Historisch landschap
Historische verkaveling
De historische ontginning van Gouwe Wiericke is in het slotenpatroon en de verkaveling te herkennen. Meestal ziet het er zo uit: lange smalle percelen, gescheiden door evenwijdig aan elkaar gegraven sloten. In Westveen komt ook “blokverkaveling” voor. De vorm van de kavels is hier min of meer vierkant of rechthoekig. De sloten hier zijn rond het jaar 1000 gegraven door de allereerste bewoners van de streek. Dat waren Hollanders die een kleine nederzetting stichtten langs de bovenloop van de Meije, op de grens met het bisdom Utrecht. Deze plek was van strategisch belang voor de graaf van Holland en er heeft waarschijnlijk zelfs een verdedigbaar gebouw gestaan. Midden in de wildernis werd niet volgens een vooropgezet plan gewerkt. Als er cultuurgrond nodig was dan werden er eenvoudigweg vanaf de Meije sloten om een stuk hoogveen gegraven waardoor het veen ontwaterde en er gewassen verbouwd konden worden.

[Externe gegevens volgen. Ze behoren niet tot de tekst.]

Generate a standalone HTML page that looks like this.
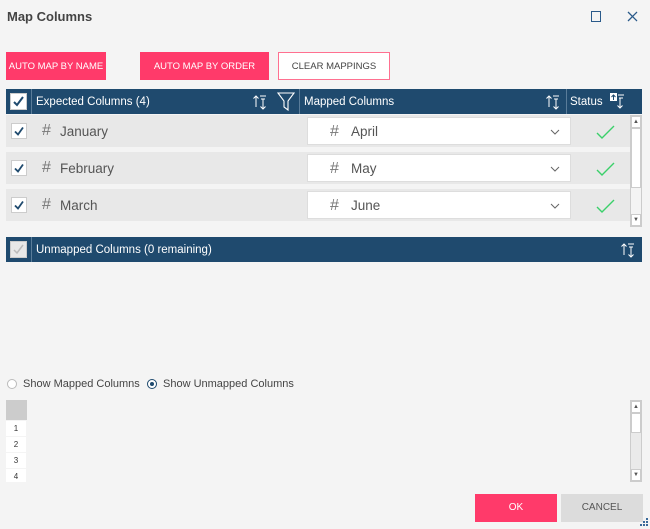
<!DOCTYPE html>
<html><head><meta charset="utf-8"><style>
*{box-sizing:border-box;margin:0;padding:0}
body{width:650px;height:529px;background:#f4f4f4;font-family:"Liberation Sans",sans-serif;position:relative;overflow:hidden;color:#333}
.a{position:absolute}
.btn{position:absolute;top:52px;height:28px;font-size:9.5px;display:flex;align-items:center;justify-content:center;color:#fff;background:#ff3a6a;white-space:nowrap}
.hdr{position:absolute;left:6px;width:636px;height:25px;background:#1f4a6e;color:#fff;font-size:11.5px}
.hdr span{position:absolute;top:7px}
.vd{position:absolute;top:0;width:1px;height:25px;background:#5a7c99}
.row{position:absolute;left:6px;width:624px;height:32px;background:#e8e8e8}
.cb{position:absolute;width:16px;height:16px;background:#fff;border:1px solid #ccc}
.hash{position:absolute;font-size:16px;color:#777;font-weight:300}
.txt{position:absolute;font-size:13.5px;color:#555}
.sb{position:absolute;width:12px;background:#eaeaea;border:1px solid #ccc}
.sbb{position:absolute;left:0;width:10px;height:12px;background:#fff;border:1px solid #ccc;font-size:6px;text-align:center;line-height:10px;color:#555}
.num{position:absolute;left:6px;width:20px;height:15px;background:#fff;font-size:8px;text-align:center;line-height:15px;color:#333}
</style></head><body>
<div class="a" style="left:7px;top:9px;font-size:13px;font-weight:bold;color:#444">Map Columns</div>
<div class="a" style="left:591px;top:11px;width:10px;height:11px;border:1.2px solid #2a5a8a"></div>
<svg class="a" style="left:627px;top:11px" width="11" height="11"><path d="M1 1L10 10M10 1L1 10" stroke="#2a5a8a" stroke-width="1.3"/></svg>

<div class="btn" style="left:6px;width:100px">AUTO MAP BY NAME</div>
<div class="btn" style="left:140px;width:129px">AUTO MAP BY ORDER</div>
<div class="btn" style="left:278px;width:112px;background:#fff;color:#444;border:1px solid #ff7090">CLEAR MAPPINGS</div>

<div class="hdr" style="top:89px">
 <div class="a" style="left:4px;top:4px;width:17px;height:17px;background:#fff;border:1px solid #ccc"><svg width="15" height="15"><path d="M3 8L6 11L12 3" stroke="#1f4a6e" stroke-width="2" fill="none"/></svg></div>
 <div class="vd" style="left:25px"></div>
 <span style="left:30px">Expected Columns (4)</span>
 <svg class="a" style="left:246px;top:4px" width="16" height="17"><path d="M4 14V3M1.5 5.5L4 3 6.5 5.5M11 6v10M8.5 13.5L11 16 13.5 13.5M8 3h6M9 6h4" stroke="#fff" stroke-width="1" fill="none"/></svg>
 <svg class="a" style="left:271px;top:3px" width="18" height="19"><path d="M1 1H17L11 9V18L7 15V9Z" stroke="#fff" stroke-width="1.1" fill="none"/></svg>
 <div class="vd" style="left:293px"></div>
 <span style="left:298px">Mapped Columns</span>
 <svg class="a" style="left:539px;top:4px" width="16" height="17"><path d="M4 14V3M1.5 5.5L4 3 6.5 5.5M11 6v10M8.5 13.5L11 16 13.5 13.5M8 3h6M9 6h4" stroke="#fff" stroke-width="1" fill="none"/></svg>
 <div class="vd" style="left:560px"></div>
 <span style="left:564px">Status</span>
 <svg class="a" style="left:603px;top:3px" width="16" height="18"><rect x="1" y="1" width="7" height="8" fill="#fff"/><path d="M4.5 8V3M2.5 5L4.5 3 6.5 5" stroke="#1f4a6e" fill="none"/><path d="M11 6v10M8.5 13.5L11 16 13.5 13.5M9 3h6M10 6h4" stroke="#fff" fill="none"/></svg>
</div>

<div class="row" style="top:115px"><div class="cb" style="left:5px;top:8px"><svg width="14" height="14"><path d="M3 7.5L6 10.5L11 3.5" stroke="#1f4a6e" stroke-width="1.8" fill="none"/></svg></div><div class="hash" style="left:36px;top:7px">#</div><div class="txt" style="left:54px;top:9px">January</div></div>
<div class="row" style="top:152px"><div class="cb" style="left:5px;top:8px"><svg width="14" height="14"><path d="M3 7.5L6 10.5L11 3.5" stroke="#1f4a6e" stroke-width="1.8" fill="none"/></svg></div><div class="hash" style="left:36px;top:7px">#</div><div class="txt" style="left:54px;top:9px">February</div></div>
<div class="row" style="top:189px"><div class="cb" style="left:5px;top:8px"><svg width="14" height="14"><path d="M3 7.5L6 10.5L11 3.5" stroke="#1f4a6e" stroke-width="1.8" fill="none"/></svg></div><div class="hash" style="left:36px;top:7px">#</div><div class="txt" style="left:54px;top:9px">March</div></div>

<div class="a" style="left:0;top:115px">
<div class="a" style="left:307px;top:2px;width:264px;height:28px;background:#fff;border:1px solid #ddd"><div class="hash" style="left:22px;top:5px">#</div><div class="txt" style="left:43px;top:6px">April</div><svg class="a" style="left:242px;top:11px" width="10" height="6"><path d="M1 1L5 5L9 1" stroke="#666" fill="none"/></svg></div>
<div class="a" style="left:307px;top:39px;width:264px;height:28px;background:#fff;border:1px solid #ddd"><div class="hash" style="left:22px;top:5px">#</div><div class="txt" style="left:43px;top:6px">May</div><svg class="a" style="left:242px;top:11px" width="10" height="6"><path d="M1 1L5 5L9 1" stroke="#666" fill="none"/></svg></div>
<div class="a" style="left:307px;top:76px;width:264px;height:28px;background:#fff;border:1px solid #ddd"><div class="hash" style="left:22px;top:5px">#</div><div class="txt" style="left:43px;top:6px">June</div><svg class="a" style="left:242px;top:11px" width="10" height="6"><path d="M1 1L5 5L9 1" stroke="#666" fill="none"/></svg></div>
<svg class="a" style="left:596px;top:9px" width="20" height="16"><path d="M1 9L6 14L18 2" stroke="#3ad06a" stroke-width="1.4" fill="none"/></svg>
<svg class="a" style="left:596px;top:46px" width="20" height="16"><path d="M1 9L6 14L18 2" stroke="#3ad06a" stroke-width="1.4" fill="none"/></svg>
<svg class="a" style="left:596px;top:83px" width="20" height="16"><path d="M1 9L6 14L18 2" stroke="#3ad06a" stroke-width="1.4" fill="none"/></svg>
</div>

<div class="sb" style="left:630px;top:115px;height:112px;background:#f4f4f4"><div class="sbb" style="top:0">▲</div><div class="a" style="left:0;top:12px;width:10px;height:60px;background:#fff;border:1px solid #ccc"></div><div class="sbb" style="bottom:0">▼</div></div>

<div class="hdr" style="top:237px">
 <div class="a" style="left:4px;top:4px;width:17px;height:17px;background:#e8e8e8;border:1px solid #ccc"><svg width="15" height="15"><path d="M3 8L6 11L12 3" stroke="#bbb" stroke-width="1.5" fill="none"/></svg></div>
 <div class="vd" style="left:25px"></div>
 <span style="left:30px">Unmapped Columns (0 remaining)</span>
 <svg class="a" style="left:614px;top:4px" width="16" height="17"><path d="M4 14V3M1.5 5.5L4 3 6.5 5.5M11 6v10M8.5 13.5L11 16 13.5 13.5M8 3h6M9 6h4" stroke="#fff" stroke-width="1" fill="none"/></svg>
</div>

<div class="a" style="left:7px;top:379px;width:10px;height:10px;border:1px solid #bbb;border-radius:50%;background:#fff"></div>
<div class="a" style="left:23px;top:378px;font-size:11px;color:#444">Show Mapped Columns</div>
<div class="a" style="left:147px;top:379px;width:10px;height:10px;border:1px solid #1f4a6e;border-radius:50%;background:#fff"><div class="a" style="left:2px;top:2px;width:4px;height:4px;border-radius:50%;background:#1f4a6e"></div></div>
<div class="a" style="left:163px;top:378px;font-size:11px;color:#444">Show Unmapped Columns</div>

<div class="a" style="left:6px;top:400px;width:21px;height:20px;background:#ccc"></div>
<div class="num" style="top:421px">1</div>
<div class="num" style="top:437px">2</div>
<div class="num" style="top:453px">3</div>
<div class="num" style="top:469px;height:13px">4</div>

<div class="sb" style="left:630px;top:400px;height:82px"><div class="sbb" style="top:0">▲</div><div class="a" style="left:0;top:12px;width:10px;height:20px;background:#fff;border:1px solid #ccc"></div><div class="sbb" style="bottom:0">▼</div></div>

<div class="a" style="left:475px;top:494px;width:82px;height:28px;background:#ff3a6a;color:#fff;font-size:10px;text-align:center;line-height:28px">OK</div>
<div class="a" style="left:561px;top:494px;width:82px;height:28px;background:#dcdcdc;color:#555;font-size:10px;text-align:center;line-height:28px">CANCEL</div>
<svg class="a" style="left:640px;top:518px" width="9" height="9"><g fill="#3a6a9a"><rect x="6" y="0" width="2" height="2"/><rect x="3" y="3" width="2" height="2"/><rect x="6" y="3" width="2" height="2"/><rect x="0" y="6" width="2" height="2"/><rect x="3" y="6" width="2" height="2"/><rect x="6" y="6" width="2" height="2"/></g></svg>
</body></html>
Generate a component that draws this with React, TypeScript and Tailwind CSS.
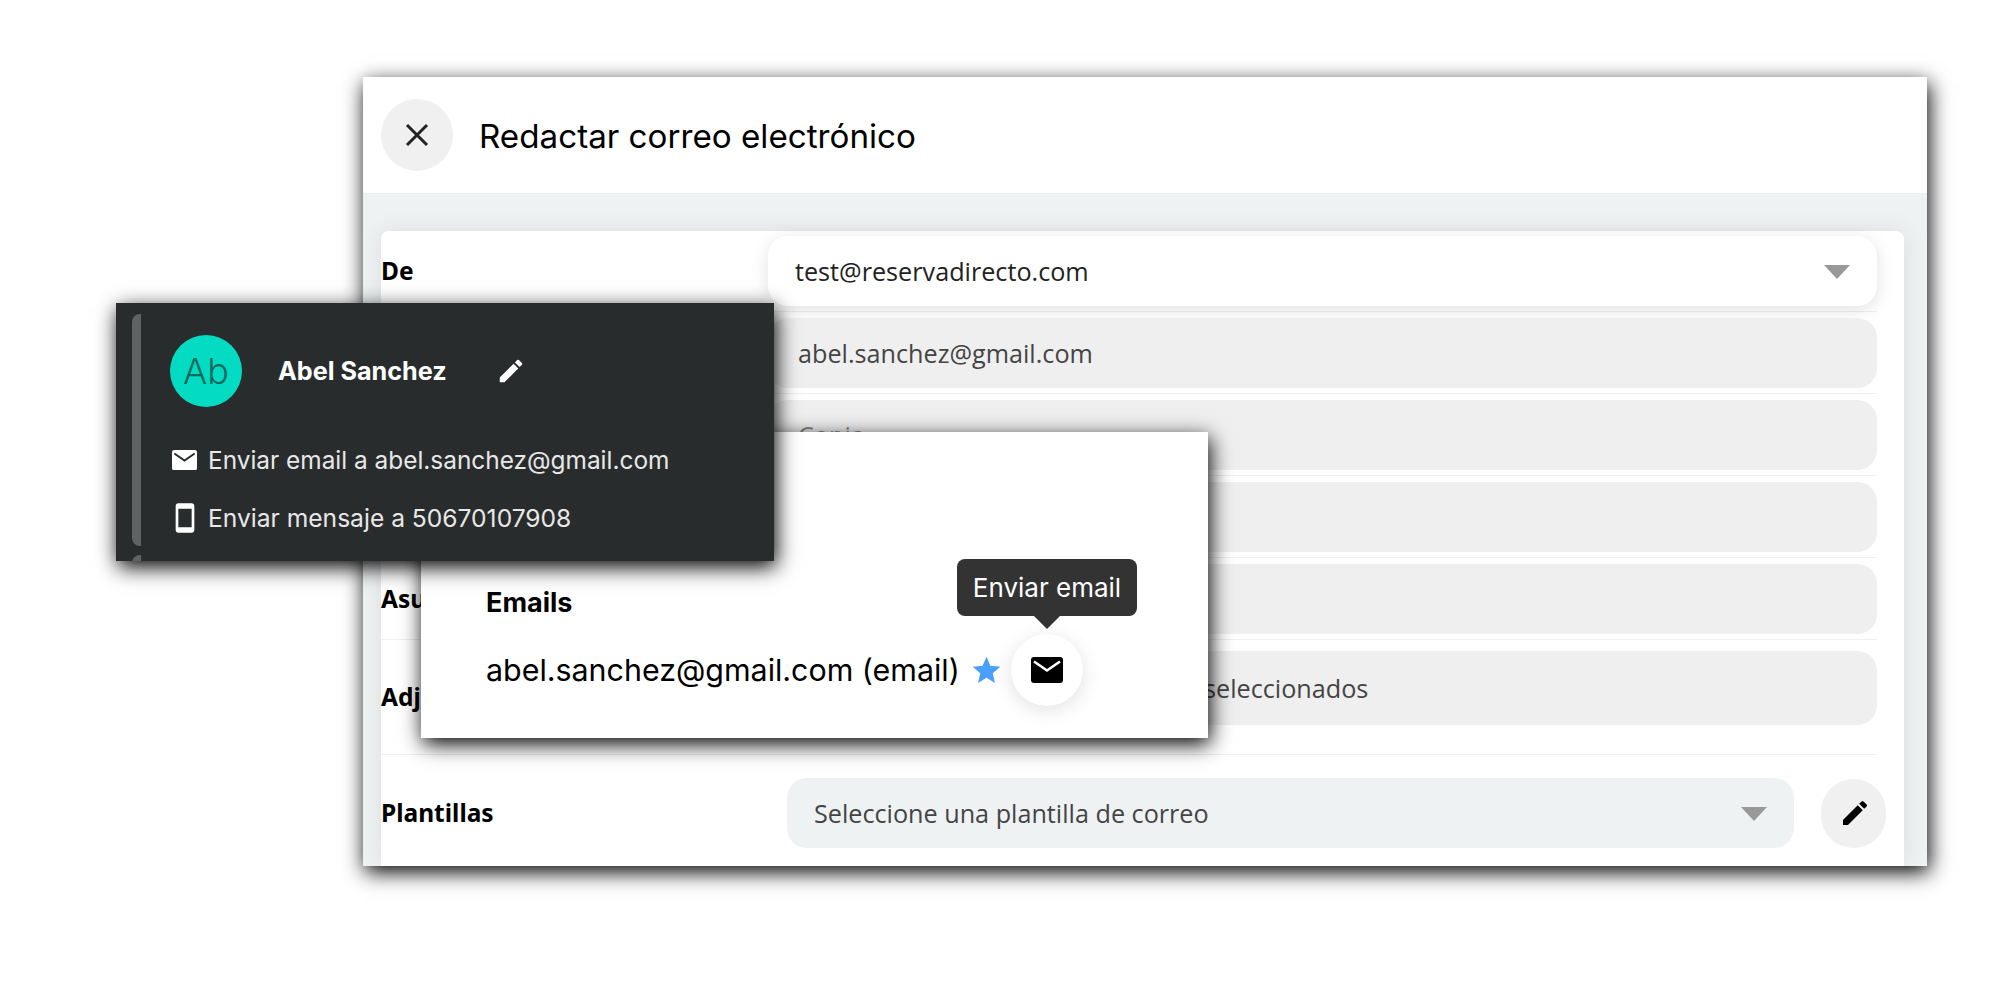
import React from "react";
import { MdEdit, MdSmartphone, MdStar } from "react-icons/md";

const Caret = () => (
  <svg width="26" height="14" viewBox="0 0 26 14" className="shrink-0">
    <path d="M0 0H26L13 14Z" fill="#999999" />
  </svg>
);

const Envelope = ({ w, fill, line }: { w: number; fill: string; line: string }) => (
  <svg width={w} height={(w * 26) / 32} viewBox="0 0 32 26" className="shrink-0">
    <rect x="0" y="0" width="32" height="26" rx="3" fill={fill} />
    <path d="M3 4.5L16 13.5L29 4.5" fill="none" stroke={line} strokeWidth="2.6" />
  </svg>
);

function Row({ label, children, className = "", labelClass = "" }: { label?: string; children: React.ReactNode; className?: string; labelClass?: string }) {
  return (
    <div className={`flex border-b border-[#f0f0f0] ${className}`}>
      <div className={`w-[387px] shrink-0 self-center font-['Noto_Sans'] text-[24.5px] font-bold text-black ${labelClass}`}>{label}</div>
      <div className="flex-1 min-w-0">{children}</div>
    </div>
  );
}

function Field({ text, tall, className = "" }: { text?: string; tall?: boolean; className?: string }) {
  return (
    <div className={`flex items-center rounded-[20px] bg-[#efefef] pl-[30px] pt-[2px] font-['Open_Sans'] text-[25.2px] text-[#444444] ${tall ? "h-[74px]" : "h-[70px]"} ${className}`}>
      {text}
    </div>
  );
}

export default function App() {
  return (
    <div className="relative h-[1000px] w-[2000px] overflow-hidden bg-white font-['Inter']">
      {/* Ventana principal */}
      <div className="absolute left-[363px] top-[77px] flex h-[789px] w-[1564px] flex-col overflow-hidden bg-white shadow-[2px_6px_20px_rgba(0,0,0,1)]">
        <div className="flex h-[117px] shrink-0 items-center border-b border-[#eceff0] bg-white pl-[18px]">
          <div className="flex h-[72px] w-[72px] items-center justify-center rounded-full bg-[#f0f0f0]">
            <svg width="24" height="24" viewBox="0 0 24 24" className="-mt-[1px]">
              <path d="M2 2L22 22M22 2L2 22" stroke="#222222" strokeWidth="3" fill="none" />
            </svg>
          </div>
          <div className="ml-[26px] pt-[3px] text-[33.2px] text-black">Redactar correo electrónico</div>
        </div>
        <div className="flex min-h-0 flex-1 flex-col bg-[#eff2f3] pl-[18px] pr-[23px] pt-[37px]">
          <div className="flex flex-1 flex-col rounded-t-[8px] bg-white pr-[27px] shadow-[0_0_24px_rgba(0,0,0,0.09)]">
            <Row label="De" className="pb-[5px] pt-[5px]">
              <div className="flex h-[70px] items-center justify-between rounded-[20px] bg-white pl-[27px] pr-[27px] pt-[2px] font-['Open_Sans'] text-[25.2px] text-[#222222] shadow-[0_4px_18px_rgba(0,0,0,0.12)]">
                <span>test@reservadirecto.com</span>
                <Caret />
              </div>
            </Row>
            <Row className="pb-[5px] pt-[6px]">
              <Field text="abel.sanchez@gmail.com" />
            </Row>
            <Row className="pb-[5px] pt-[6px]">
              <Field text="Copia" className="text-[#888888]" />
            </Row>
            <Row className="pb-[5px] pt-[6px]">
              <Field />
            </Row>
            <Row label="Asunto" className="pb-[5px] pt-[6px]">
              <Field />
            </Row>
            <Row label="Adjuntos" labelClass="mt-[18px]" className="pb-[29px] pt-[11px]">
              <Field text="seleccionados" tall className="pl-[436px]" />
            </Row>
            <div className="flex items-center pt-[23px]">
              <div className="w-[406px] shrink-0 font-['Noto_Sans'] text-[24.5px] font-bold text-black">Plantillas</div>
              <div className="flex h-[70px] w-[1007px] shrink-0 items-center justify-between rounded-[20px] bg-[#eff2f3] pl-[27px] pr-[27px] pt-[2px] font-['Open_Sans'] text-[25.2px] text-[#444444]">
                <span>Seleccione una plantilla de correo</span>
                <Caret />
              </div>
              <div className="ml-[27px] flex h-[69px] w-[65px] shrink-0 items-center justify-center rounded-full bg-[#f0f0f0]">
                <MdEdit size={32} color="#000000" className="ml-[2px]" />
              </div>
            </div>
          </div>
        </div>
      </div>

      {/* Panel de correos */}
      <div className="absolute left-[421px] top-[432px] h-[306px] w-[787px] bg-white shadow-[2px_6px_20px_rgba(0,0,0,1)]">
        <div className="ml-[65px] mt-[156px] text-[27px] font-bold leading-[30px] text-black">Emails</div>
        <div className="ml-[65px] mt-[16px] flex items-center">
          <span className="text-[30.4px] leading-[72px] text-black">abel.sanchez@gmail.com (email)</span>
          <MdStar size={33} color="#4a9efc" className="ml-[10px]" />
          <div className="ml-[8px] flex h-[72px] w-[72px] items-center justify-center rounded-full bg-white shadow-[0_4px_20px_rgba(0,0,0,0.12)]">
            <Envelope w={32} fill="#000000" line="#ffffff" />
          </div>
        </div>
        <div className="absolute left-[536px] top-[127px] flex h-[57px] w-[180px] items-center justify-center rounded-[8px] bg-[#333333] text-[26px] text-white">
          Enviar email
          <svg width="26" height="13" viewBox="0 0 26 13" className="absolute left-[77px] top-[57px]">
            <path d="M0 0H26L13 13Z" fill="#333333" />
          </svg>
        </div>
      </div>

      {/* Tarjeta de contacto */}
      <div className="absolute left-[116px] top-[303px] h-[258px] w-[658px] overflow-hidden bg-[#292c2d] shadow-[2px_6px_20px_rgba(0,0,0,1)]">
        <div className="absolute left-[16px] top-[11px] h-[232px] w-[9px] rounded-l-[8px] bg-[#5f6364]" />
        <div className="absolute left-[16px] top-[252px] h-[20px] w-[9px] rounded-l-[8px] bg-[#5f6364]" />
        <div className="ml-[54px] mt-[32px] flex items-center">
          <div className="flex h-[72px] w-[72px] items-center justify-center rounded-full bg-[#03dcc3] text-[36px] font-light text-[#086a5e]">Ab</div>
          <div className="ml-[36px] pt-[1px] text-[25.2px] font-bold text-white">Abel Sanchez</div>
          <MdEdit size={30} color="#ffffff" className="ml-[49px]" />
        </div>
        <div className="ml-[56px] mt-[35px] flex h-[36px] items-center text-[24.4px] text-[#e8e8e8]">
          <Envelope w={25} fill="#ffffff" line="#292c2d" />
          <span className="ml-[11px]">Enviar email a abel.sanchez@gmail.com</span>
        </div>
        <div className="ml-[54px] mt-[22px] flex h-[36px] items-center text-[24.6px] text-[#e8e8e8]">
          <MdSmartphone size={32} color="#ffffff" className="-ml-[1px]" />
          <span className="ml-[7px]">Enviar mensaje a 50670107908</span>
        </div>
      </div>
    </div>
  );
}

De Meije lag in het Graafschap Holland, terwijl de Kromme Mijdrecht in het gebied van de Bisschop van Utrecht lag. De grens tussen het bisdom en het graafschap lag op de huidige Uitweg. Grensgeschillen tussen de bisschop en de graaf waren aan de orde van de dag. Het was dan ook ondenkbaar dat sloten van de bisschop afwaterden op een rivier van de graaf. Dit zou immers wateroverlast kunnen veroorzaken. Het bisdom was aangewezen op de Kromme Mijdrecht. De sloten werden hierom van het oosten naar het westen gegraven. Op de grens kwam een waterkerend dijkje dat later de Uitweg werd. Toen de graaf zover was om zijn gebied te ontwateren, was hij genoodzaakt om de sloten te laten afwateren op de Meije. Aan de andere kant van de Uitweg lopen de sloten dus van het zuiden naar het noorden.